Data lines.
---
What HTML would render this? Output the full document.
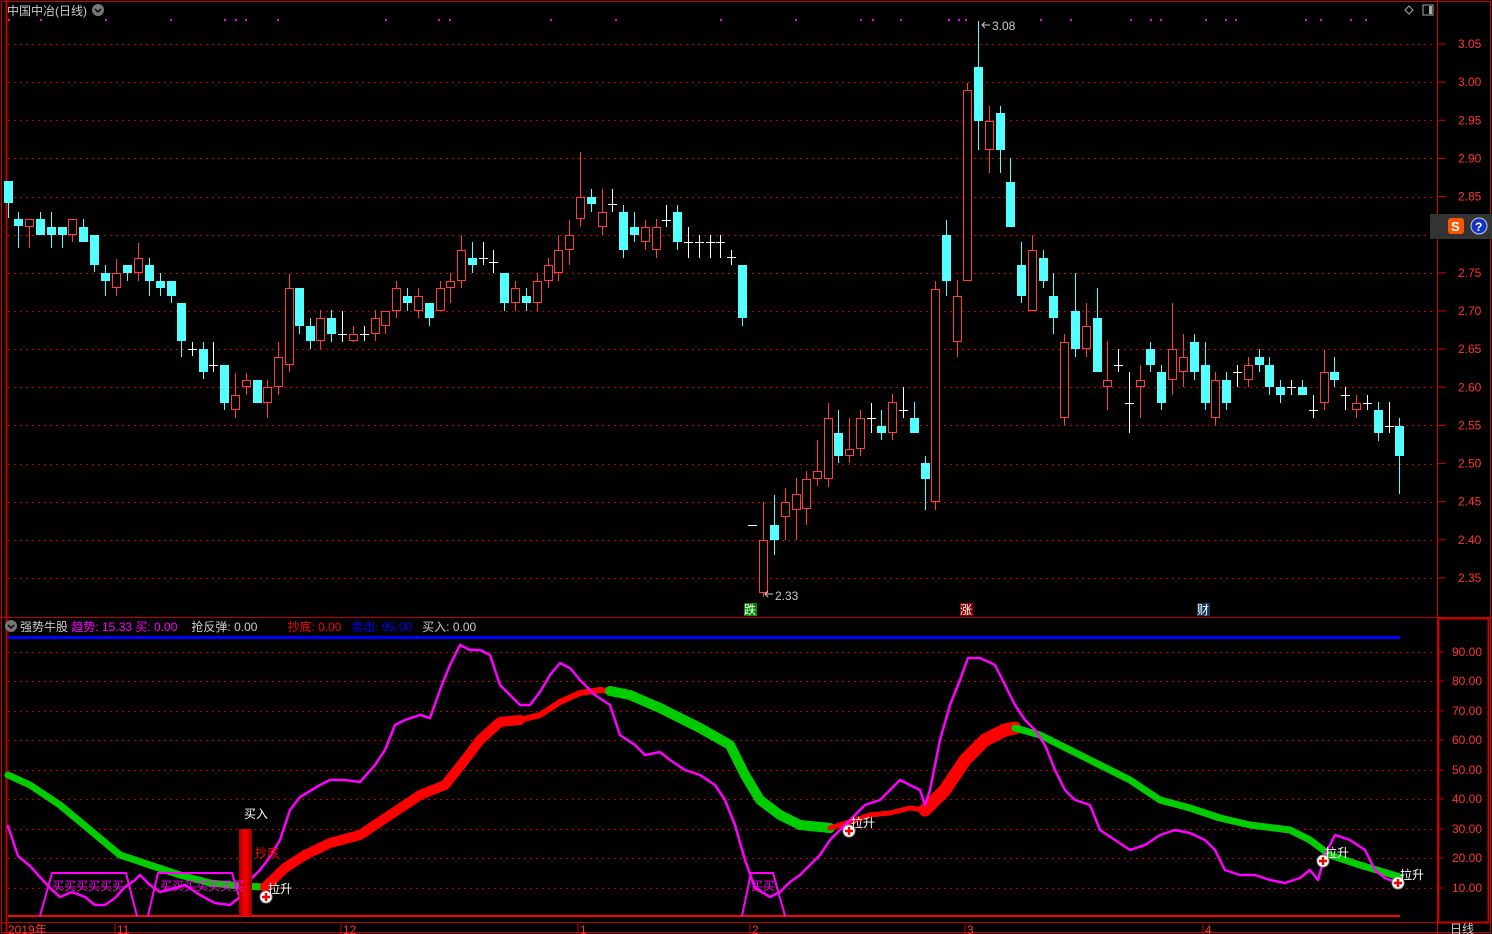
<!DOCTYPE html>
<html><head><meta charset="utf-8"><style>
html,body{margin:0;padding:0;background:#000;width:1492px;height:934px;overflow:hidden}
svg{display:block}
text{font-family:"Liberation Sans","Noto Sans CJK SC",sans-serif}
</style></head><body>
<svg id="s" width="1492" height="934" xmlns="http://www.w3.org/2000/svg">
<rect width="1492" height="934" fill="#000"/>
<g id="grid" stroke="#b00" stroke-width="1" stroke-dasharray="2,4"></g>
<!-- frame -->
<rect x="1.5" y="1.5" width="1489" height="931" fill="none" stroke="#c00" stroke-width="1"/>
<line x1="6.5" y1="0" x2="6.5" y2="934" stroke="#c00" stroke-width="2"/>
<line x1="1437.5" y1="0" x2="1437.5" y2="934" stroke="#c00"/>
<line x1="0" y1="617.5" x2="1492" y2="617.5" stroke="#b00"/>
<rect x="1438.5" y="618.5" width="50" height="304" fill="none" stroke="#c00" stroke-width="2"/>
<line x1="0" y1="922.5" x2="1437" y2="922.5" stroke="#b00"/>
<line x1="8" y1="637.5" x2="1400" y2="637.5" stroke="#00f" stroke-width="3"/>
<line x1="8" y1="916" x2="1400" y2="916" stroke="#f00" stroke-width="2"/>
<g id="candles"></g>
<g id="lower"></g>
<!-- header texts -->
<text x="7" y="15" fill="#ccc" font-size="12">中国中冶(日线)</text>
<circle cx="98" cy="10" r="6" fill="#777"/><path d="M95 9l3 3 3-3" stroke="#000" stroke-width="1.5" fill="none"/>
<path d="M1409 6l4 4-4 4-4-4z" stroke="#aaa" fill="none"/>
<rect x="1423" y="5" width="10" height="10" stroke="#aaa" fill="none"/><rect x="1429" y="6" width="3" height="8" fill="#aaa"/>
<text x="992" y="30" fill="#ccc" font-size="12">3.08</text>
<path d="M990 25h-8m3-3l-3 3 3 3" stroke="#ccc" fill="none"/>
<text x="775" y="600" fill="#ccc" font-size="12">2.33</text>
<path d="M773 594h-8m3-3l-3 3 3 3" stroke="#ccc" fill="none"/>
<rect x="744" y="603" width="13" height="13" fill="#080"/><text x="744" y="614" fill="#fff" font-size="12">跌</text>
<rect x="960" y="603" width="13" height="13" fill="#800"/><text x="960" y="614" fill="#fff" font-size="12">涨</text>
<rect x="1197" y="603" width="13" height="13" fill="#135"/><text x="1197" y="614" fill="#fff" font-size="12">财</text>
<g id="axis" fill="#f33" font-size="12"></g>
<!-- icons panel -->
<rect x="1430" y="214" width="62" height="25" fill="#333"/>
<rect x="1448" y="218" width="16" height="16" rx="3" fill="#f50"/><text x="1451" y="231" fill="#fff" font-size="13" font-weight="bold">S</text>
<circle cx="1479" cy="226" r="8" fill="#13c" stroke="#ccc"/><text x="1475" y="231" fill="#fff" font-size="12" font-weight="bold">?</text>
<!-- lower header -->
<circle cx="11" cy="626" r="6" fill="#777"/><path d="M8 625l3 3 3-3" stroke="#000" stroke-width="1.5" fill="none"/>
<text x="20" y="631" font-size="12" fill="#ccc">强势牛股 <tspan fill="#f0f">趋势: 15.33 买: 0.00</tspan><tspan dx="14" fill="#ccc">抢反弹: 0.00</tspan><tspan dx="30" fill="#f00">抄底: 0.00</tspan><tspan dx="10" fill="#00f">卖出: 95.00</tspan><tspan dx="10" fill="#ccc">买入: 0.00</tspan></text>
<text x="1450" y="933" fill="#ccc" font-size="12">日线</text>
<g fill="#f33" font-size="12">
<text x="8" y="934">2019年</text><text x="117" y="934">11</text><text x="343" y="934">12</text><text x="580" y="934">1</text><text x="752" y="934">2</text><text x="967" y="934">3</text><text x="1205" y="934">4</text>
</g>
<g stroke="#c00"><line x1="115" y1="924" x2="115" y2="934"/><line x1="341" y1="924" x2="341" y2="934"/><line x1="578" y1="924" x2="578" y2="934"/><line x1="750" y1="924" x2="750" y2="934"/><line x1="965" y1="924" x2="965" y2="934"/><line x1="1203" y1="924" x2="1203" y2="934"/></g>
</svg>
<script>
var NS="http://www.w3.org/2000/svg";
function el(p,t,a){var e=document.createElementNS(NS,t);for(var k in a)e.setAttribute(k,a[k]);p.appendChild(e);return e;}
var g=document.getElementById('grid');
for(var k=0;k<15;k++){var y=44+Math.round(38.14*k)+.5;el(g,'line',{x1:8,y1:y,x2:1436,y2:y});}
var ly=[652,681,711,740,770,799,829,858,888];
ly.forEach(function(y){el(g,'line',{x1:8,y1:y+.5,x2:1436,y2:y+.5});});
var ax=document.getElementById('axis');
for(var k=0;k<15;k++){var y=44+38.14*k;var p=(3.05-0.05*k).toFixed(2);el(ax,'line',{x1:1438,y1:y,x2:1446,y2:y,stroke:'#c00'});var t=el(ax,'text',{x:1458,y:y+4});t.textContent=p;}
ly.forEach(function(y,i){el(ax,'line',{x1:1438,y1:y,x2:1444,y2:y,stroke:'#c00'});var t=el(ax,'text',{x:1452,y:y+4});t.textContent=(90-10*i).toFixed(2);});
// magenta dots
[8,40,105,170,224,235,245,277,385,438,449,550,615,720,795,860,872,900,948,958,965,1040,1070,1130,1150,1160,1205,1225,1235,1305,1320,1350,1365].forEach(function(x){el(g.parentNode,'rect',{x:x,y:19,width:2,height:2,fill:'#f0f'});});
// candles [x,c/r/w,bodyTop,bodyBot,wickTop,wickBot]
var C=[[8,'c',181,203,181,218],[18,'c',219,226,212,248],[29,'r',219,227,219,248],[40,'c',219,235,212,235],[51,'c',227,235,212,248],[62,'c',227,235,227,248],[72,'r',219,235,219,242],[83,'c',227,242,219,242],[94,'c',235,265,235,272],[105,'c',273,281,265,296],[116,'r',273,288,259,296],[127,'c',265,273,265,281],[138,'r',258,273,243,281],[149,'c',265,281,258,296],[160,'c',281,288,273,296],[171,'c',281,296,281,303],[181,'c',303,341,303,357],[192,'w',349,349,342,356],[203,'c',349,372,342,379],[213,'w',365,365,342,372],[224,'c',365,403,365,410],[235,'r',395,410,373,418],[246,'r',380,387,373,395],[257,'c',380,403,380,403],[267,'r',387,403,380,418],[278,'r',357,387,342,395],[289,'r',288,365,274,372],[299,'c',288,326,288,334],[310,'c',326,341,318,349],[320,'r',318,341,310,349],[331,'c',318,334,310,342],[342,'w',334,334,311,342],[353,'r',334,341,326,342],[364,'w',334,334,326,341],[375,'r',318,334,310,341],[385,'r',311,326,311,334],[396,'r',288,311,281,318],[407,'c',296,303,288,311],[418,'r',296,311,288,318],[429,'c',303,318,303,326],[440,'r',288,311,281,311],[450,'r',281,288,273,303],[461,'r',250,281,235,288],[472,'c',258,265,242,273],[483,'w',258,258,242,265],[493,'w',262,262,250,273],[504,'c',273,303,273,311],[515,'r',288,303,281,311],[526,'c',296,303,288,311],[537,'r',281,303,273,311],[548,'r',265,281,258,288],[558,'r',250,273,235,281],[569,'r',235,250,220,265],[580,'r',197,219,152,227],[591,'c',197,204,189,212],[602,'r',212,227,189,235],[612,'w',204,204,189,212],[623,'c',212,250,205,258],[634,'c',227,235,212,242],[645,'r',227,242,220,250],[656,'r',227,250,219,258],[666,'w',220,220,205,227],[677,'c',212,242,205,250],[688,'w',242,242,227,258],[699,'w',242,242,235,258],[710,'w',242,242,235,258],[720,'w',242,242,235,258],[731,'w',257,257,250,265],[742,'c',265,318,265,326],[752,'w',525,525,525,525],[763,'r',540,593,502,597],[774,'c',525,540,495,555],[785,'r',502,517,488,540],[796,'r',494,510,478,540],[806,'r',479,509,471,525],[817,'r',471,479,440,486],[828,'r',418,479,403,487],[838,'c',433,456,410,463],[849,'r',449,456,418,463],[860,'r',418,449,410,456],[871,'w',418,418,403,433],[881,'c',426,433,410,440],[892,'r',402,433,394,440],[903,'w',410,410,387,418],[914,'c',418,433,402,433],[925,'c',463,479,456,510],[935,'r',289,502,281,510],[946,'c',235,281,220,296],[957,'r',296,342,280,357],[967,'r',90,281,83,281],[978,'c',67,121,21,150],[989,'r',121,150,106,173],[1000,'c',113,150,106,173],[1010,'c',182,227,158,227],[1021,'c',265,296,242,303],[1032,'r',250,311,235,311],[1043,'c',258,281,250,288],[1053,'c',296,318,273,334],[1064,'r',342,418,334,425],[1075,'c',311,349,273,357],[1086,'r',326,349,303,357],[1097,'c',318,372,288,372],[1107,'r',380,387,341,410],[1118,'w',365,365,349,372],[1129,'w',403,403,372,433],[1140,'r',380,387,365,418],[1150,'c',349,365,342,372],[1161,'c',372,403,365,410],[1172,'r',349,380,303,395],[1183,'r',357,372,334,387],[1194,'c',342,372,334,380],[1205,'c',365,403,342,410],[1215,'r',380,418,372,425],[1226,'c',380,403,372,410],[1237,'w',372,372,365,387],[1248,'r',365,380,357,387],[1259,'c',357,365,349,372],[1269,'c',365,387,357,395],[1280,'c',387,395,380,403],[1291,'w',387,387,380,395],[1302,'c',387,395,380,395],[1313,'w',410,410,395,418],[1324,'r',372,403,350,410],[1334,'c',372,380,357,387],[1345,'w',395,395,387,410],[1356,'r',403,410,395,418],[1367,'w',403,403,395,410],[1378,'c',410,433,402,441],[1389,'w',426,426,402,433],[1399,'c',426,456,418,494]];
var cg=document.getElementById('candles');
C.forEach(function(d){var x=d[0],t=d[1];var col=t=='c'?'#54ffff':t=='r'?'#ff3c3c':'#fff';
el(cg,'line',{x1:x+.5,y1:d[4],x2:x+.5,y2:d[5],stroke:col});
if(t=='w'){el(cg,'line',{x1:x-4,y1:d[2]+.5,x2:x+5,y2:d[2]+.5,stroke:col});}
else if(t=='c'){el(cg,'rect',{x:x-4,y:d[2],width:9,height:Math.max(d[3]-d[2],1),fill:col});}
else{el(cg,'rect',{x:x-3.5,y:d[2]+.5,width:8,height:Math.max(d[3]-d[2]-1,1),fill:'#000',stroke:col});}
});
var lg=document.getElementById('lower');
function pl(pts,col,w){el(lg,'polyline',{points:pts,fill:'none',stroke:col,'stroke-width':w,'stroke-linejoin':'round','stroke-linecap':'round'});}
// ribbons
pl("8,775 30,785 60,805 90,830 120,855 150,865 180,875 210,883 240,886 265,887","#0c0",7);
pl("265,887 285,868 305,855 330,843 360,835 390,815 420,795 445,785 465,760 480,740 500,722 520,720","#f00",10);
pl("520,720 540,715 560,702 580,693 600,690 610,691","#f00",6);
pl("610,691 630,695 660,708 700,728 730,745 745,775 760,800 780,815 800,825 830,828","#0c0",10);
pl("830,828 850,822 870,815 890,813 910,808 925,810","#f00",5);
pl("925,810 945,790 965,760 985,740 1005,730 1015,728","#f00",13);
pl("1015,728 1040,735 1070,750 1100,765 1130,780 1160,800 1190,808 1220,818 1250,825 1290,830 1310,840 1330,855 1360,865 1400,877","#0c0",7);
// trapezoids
pl("40,916 52,873 126,873 137,916","#f0f",2);
pl("148,916 158,873 232,873 245,916","#f0f",2);
pl("742,916 751,873 773,873 785,916","#f0f",2);
// magenta line
pl("8,826 18,856 30,866 40,877 50,888 60,897 72,892 85,897 95,905 105,905 115,898 125,887 135,880 140,875 150,885 160,892 175,888 185,885 200,895 215,903 230,905 240,897 250,880 260,870 270,857 280,840 290,810 300,797 320,785 330,780 345,780 360,782 375,765 385,750 395,725 405,720 420,715 430,718 440,690 450,665 460,645 470,650 480,650 490,655 500,685 510,695 520,705 530,705 540,692 550,675 560,663 570,668 580,680 595,695 610,705 620,735 635,745 645,755 660,752 670,760 685,770 700,775 715,785 725,800 735,825 745,860 755,888 770,897 780,892 790,882 800,875 810,865 820,855 830,840 840,830 850,820 865,805 880,800 890,790 900,780 910,785 920,790 925,805 930,790 940,740 950,705 960,680 968,658 980,658 995,665 1005,685 1015,705 1025,720 1035,730 1045,745 1055,770 1065,790 1075,800 1090,805 1100,830 1115,840 1130,850 1145,845 1160,835 1175,830 1190,833 1205,840 1215,850 1225,870 1240,875 1255,875 1270,880 1285,883 1300,878 1310,870 1318,880 1325,855 1335,835 1350,840 1365,850 1375,870 1385,878 1398,883","#f0f",2.5);
// buy bar
var gr=el(lg,'linearGradient',{id:'bg'});el(gr,'stop',{offset:'0','stop-color':'#a00'});el(gr,'stop',{offset:'.5','stop-color':'#f00'});el(gr,'stop',{offset:'1','stop-color':'#900'});
el(lg,'rect',{x:239,y:829,width:13,height:87,fill:'url(#bg)'});
function tx(x,y,s,c){var t=el(lg,'text',{x:x,y:y,fill:c,'font-size':12});t.textContent=s;}
tx(244,818,'买入','#fff');tx(255,857,'抄底','#f00');
['52,890','160,890','751,890'].forEach(function(p,i){var a=p.split(',');var n=i==1?7:i==0?6:2;tx(+a[0],+a[1],'买买买买买买买'.slice(0,n),'#f0f');});
function plus(x,y,lbl){el(lg,'circle',{cx:x,cy:y,r:6,fill:'#fff',stroke:'#999'});el(lg,'path',{d:'M'+(x-4)+' '+y+'h8M'+x+' '+(y-4)+'v8',stroke:'#e00','stroke-width':2.5});tx(x+2,y-4,'拉升','#fff');}
plus(266,897);plus(849,831);plus(1323,861);plus(1398,883);
</script>
</body></html>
---
Exercise details. Pull out all lines in the data above that include "document".

Exercise result.
What HTML would render this? Output the full document.
function el(p,t,a){var e=document.createElementNS(NS,t);for(var k in a)e.setAttribute(k,a[k]);p.appendChild(e);return e;}
var g=document.getElementById('grid');
var ax=document.getElementById('axis');
var cg=document.getElementById('candles');
var lg=document.getElementById('lower');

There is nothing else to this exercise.